Goal: Reproduce all of the data below without alteration; exclude every picture.

Data:

───

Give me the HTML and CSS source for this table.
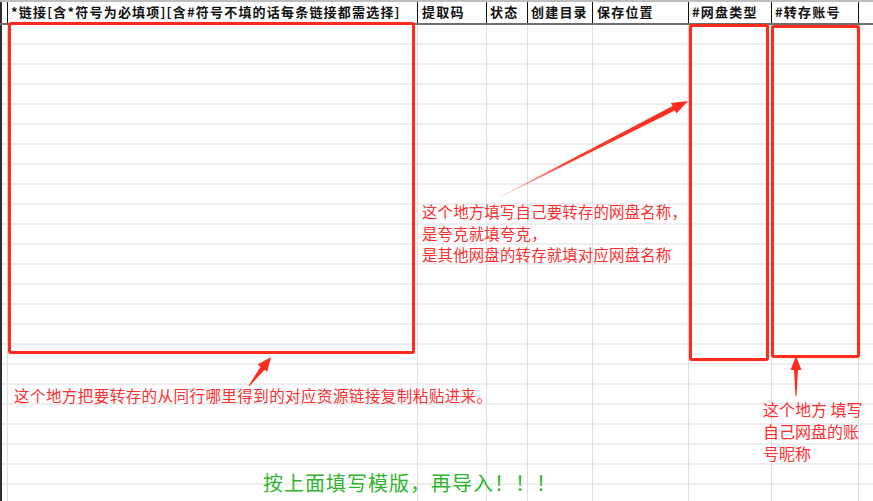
FILE: index.html
```html
<!DOCTYPE html>
<html lang="zh-CN">
<head>
<meta charset="utf-8">
<title>导入模版</title>
<link rel="stylesheet" href="styles.css">
</head>
<body>
<div class="sheet">
  <div class="row head">
    <div class="gutter"></div>
    <div class="cell c1">*链接[含*符号为必填项][含#符号不填的话每条链接都需选择]</div>
    <div class="cell c2">提取码</div>
    <div class="cell c3">状态</div>
    <div class="cell c4">创建目录</div>
    <div class="cell c5">保存位置</div>
    <div class="cell c6">#网盘类型</div>
    <div class="cell c7">#转存账号</div>
    <div class="cell rest"></div>
  </div>
  <div class="row body">
    <div class="gutter"></div>
    <div class="cell c1"></div>
    <div class="cell c2"></div>
    <div class="cell c3"></div>
    <div class="cell c4"></div>
    <div class="cell c5"></div>
    <div class="cell c6"></div>
    <div class="cell c7"></div>
    <div class="cell rest"></div>
  </div>

  <div class="box box-link"></div>
  <div class="box box-type"></div>
  <div class="box box-account"></div>

  <svg class="arrows" width="873" height="501" viewBox="0 0 873 501">
    <defs>
      <linearGradient id="fade" gradientUnits="userSpaceOnUse" x1="500" y1="197" x2="688" y2="101">
        <stop offset="0" stop-color="#ff2b1c" stop-opacity="0.15"/>
        <stop offset="0.35" stop-color="#ff2b1c" stop-opacity="0.9"/>
        <stop offset="1" stop-color="#ff2b1c"/>
      </linearGradient>
    </defs>
    <polygon fill="#ff2b1c" points="248.6,385.7 260.5,366.7 257.7,364.6 271,357 267.3,371.8 264.5,369.7 249.4,386.3"/>
    <polygon fill="url(#fade)" points="499.9,196.7 672.6,106.1 671,102.9 688,101 676.5,113.6 674.9,110.5 500.1,197.3"/>
    <polygon fill="#ff2b1c" points="795.5,396 794,370 790.5,370 796,356 801.5,370 798,370 796.5,396"/>
  </svg>

  <p class="note note-link">这个地方把要转存的从同行哪里得到的对应资源链接复制粘贴进来。</p>
  <p class="note note-type">这个地方填写自己要转存的网盘名称，<br>是夸克就填夸克，<br>是其他网盘的转存就填对应网盘名称</p>
  <p class="note note-account">这个地方 填写<br>自己网盘的账<br>号昵称</p>
  <p class="tip">按上面填写模版，再导入！！！</p>
</div>
</body>
</html>
```

FILE: styles.css
```css
* { box-sizing: border-box; }
html, body { margin: 0; padding: 0; background: #fff; }
body { width: 873px; height: 501px; overflow: hidden; font-family: "Noto Sans CJK SC", "Noto Sans", sans-serif; }

.sheet { position: relative; width: 873px; height: 501px; display: flex; flex-direction: column; }

.row { display: flex; }
.head { height: 25px; border-top: 2px solid #bdbdbd; border-bottom: 2px solid #6e6e6e; }
.body { flex: 1; background: repeating-linear-gradient(to bottom, transparent 0, transparent 18px, #eeeeee 18px, #eeeeee 20px); }

.gutter { width: 7px; flex: none; border-left: 2px solid #2e2e2e; }
.cell { flex: none; border-left: 1px solid #dedede; }
.head .cell { border-left-color: #111; font-size: 13px; font-weight: bold; letter-spacing: 1.2px; line-height: 20px; color: #111; padding-left: 3px; white-space: nowrap; overflow: hidden; }
.c1 { width: 410px; }
.c2 { width: 69px; }
.head .c2 { padding-left: 4px; }
.c3 { width: 41px; }
.c4 { width: 65px; }
.c5 { width: 96px; }
.head .c5 { padding-left: 4px; }
.c6 { width: 83px; }
.c7 { width: 87px; }
.rest { flex: 1; }
.head .rest { border-left-color: #111; }

.box { position: absolute; border: 3px solid #ff2b1c; border-radius: 3px; box-shadow: 0 0 1px rgba(255, 60, 40, 0.6); }
.box-link { left: 8px; top: 22px; width: 407px; height: 332px; }
.box-type { left: 689px; top: 24px; width: 80px; height: 337px; }
.box-account { left: 771px; top: 25px; width: 89px; height: 333px; }

.arrows { position: absolute; left: 0; top: 0; pointer-events: none; }

.note { position: absolute; margin: 0; color: #ff2d2d; white-space: nowrap; }
.note-link { left: 14px; top: 385px; font-size: 15.5px; line-height: 20px; letter-spacing: 0.45px; }
.note-type { left: 422px; top: 201px; font-size: 15.4px; line-height: 21.5px; letter-spacing: 0.2px; }
.note-account { left: 763px; top: 398px; font-size: 16px; line-height: 22px; }

.tip { position: absolute; margin: 0; left: 263px; top: 470px; font-size: 20px; line-height: 26px; letter-spacing: 1px; color: #2eb52e; white-space: nowrap; }
```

───

Output:
Give me the HTML and CSS source for this table.
FILE: index.html
```html
<!DOCTYPE html>
<html lang="zh-CN">
<head>
<meta charset="utf-8">
<title>导入模版</title>
<link rel="stylesheet" href="styles.css">
</head>
<body>
<div class="sheet">
  <div class="row head">
    <div class="gutter"></div>
    <div class="cell c1">*链接[含*符号为必填项][含#符号不填的话每条链接都需选择]</div>
    <div class="cell c2">提取码</div>
    <div class="cell c3">状态</div>
    <div class="cell c4">创建目录</div>
    <div class="cell c5">保存位置</div>
    <div class="cell c6">#网盘类型</div>
    <div class="cell c7">#转存账号</div>
    <div class="cell rest"></div>
  </div>
  <div class="row body">
    <div class="gutter"></div>
    <div class="cell c1"></div>
    <div class="cell c2"></div>
    <div class="cell c3"></div>
    <div class="cell c4"></div>
    <div class="cell c5"></div>
    <div class="cell c6"></div>
    <div class="cell c7"></div>
    <div class="cell rest"></div>
  </div>

  <div class="box box-link"></div>
  <div class="box box-type"></div>
  <div class="box box-account"></div>

  <svg class="arrows" width="873" height="501" viewBox="0 0 873 501">
    <defs>
      <linearGradient id="fade" gradientUnits="userSpaceOnUse" x1="500" y1="197" x2="688" y2="101">
        <stop offset="0" stop-color="#ff2b1c" stop-opacity="0.15"/>
        <stop offset="0.35" stop-color="#ff2b1c" stop-opacity="0.9"/>
        <stop offset="1" stop-color="#ff2b1c"/>
      </linearGradient>
    </defs>
    <polygon fill="#ff2b1c" points="248.6,385.7 260.5,366.7 257.7,364.6 271,357 267.3,371.8 264.5,369.7 249.4,386.3"/>
    <polygon fill="url(#fade)" points="499.9,196.7 672.6,106.1 671,102.9 688,101 676.5,113.6 674.9,110.5 500.1,197.3"/>
    <polygon fill="#ff2b1c" points="795.5,396 794,370 790.5,370 796,356 801.5,370 798,370 796.5,396"/>
  </svg>

  <p class="note note-link">这个地方把要转存的从同行哪里得到的对应资源链接复制粘贴进来。</p>
  <p class="note note-type">这个地方填写自己要转存的网盘名称，<br>是夸克就填夸克，<br>是其他网盘的转存就填对应网盘名称</p>
  <p class="note note-account">这个地方 填写<br>自己网盘的账<br>号昵称</p>
  <p class="tip">按上面填写模版，再导入！！！</p>
</div>
</body>
</html>
```

FILE: styles.css
```css
* { box-sizing: border-box; }
html, body { margin: 0; padding: 0; background: #fff; }
body { width: 873px; height: 501px; overflow: hidden; font-family: "Noto Sans CJK SC", "Noto Sans", sans-serif; }

.sheet { position: relative; width: 873px; height: 501px; display: flex; flex-direction: column; }

.row { display: flex; }
.head { height: 25px; border-top: 2px solid #bdbdbd; border-bottom: 2px solid #6e6e6e; }
.body { flex: 1; background: repeating-linear-gradient(to bottom, transparent 0, transparent 18px, #eeeeee 18px, #eeeeee 20px); }

.gutter { width: 7px; flex: none; border-left: 2px solid #2e2e2e; }
.cell { flex: none; border-left: 1px solid #dedede; }
.head .cell { border-left-color: #111; font-size: 13px; font-weight: bold; letter-spacing: 1.2px; line-height: 20px; color: #111; padding-left: 3px; white-space: nowrap; overflow: hidden; }
.c1 { width: 410px; }
.c2 { width: 69px; }
.head .c2 { padding-left: 4px; }
.c3 { width: 41px; }
.c4 { width: 65px; }
.c5 { width: 96px; }
.head .c5 { padding-left: 4px; }
.c6 { width: 83px; }
.c7 { width: 87px; }
.rest { flex: 1; }
.head .rest { border-left-color: #111; }

.box { position: absolute; border: 3px solid #ff2b1c; border-radius: 3px; box-shadow: 0 0 1px rgba(255, 60, 40, 0.6); }
.box-link { left: 8px; top: 22px; width: 407px; height: 332px; }
.box-type { left: 689px; top: 24px; width: 80px; height: 337px; }
.box-account { left: 771px; top: 25px; width: 89px; height: 333px; }

.arrows { position: absolute; left: 0; top: 0; pointer-events: none; }

.note { position: absolute; margin: 0; color: #ff2d2d; white-space: nowrap; }
.note-link { left: 14px; top: 385px; font-size: 15.5px; line-height: 20px; letter-spacing: 0.45px; }
.note-type { left: 422px; top: 201px; font-size: 15.4px; line-height: 21.5px; letter-spacing: 0.2px; }
.note-account { left: 763px; top: 398px; font-size: 16px; line-height: 22px; }

.tip { position: absolute; margin: 0; left: 263px; top: 470px; font-size: 20px; line-height: 26px; letter-spacing: 1px; color: #2eb52e; white-space: nowrap; }
```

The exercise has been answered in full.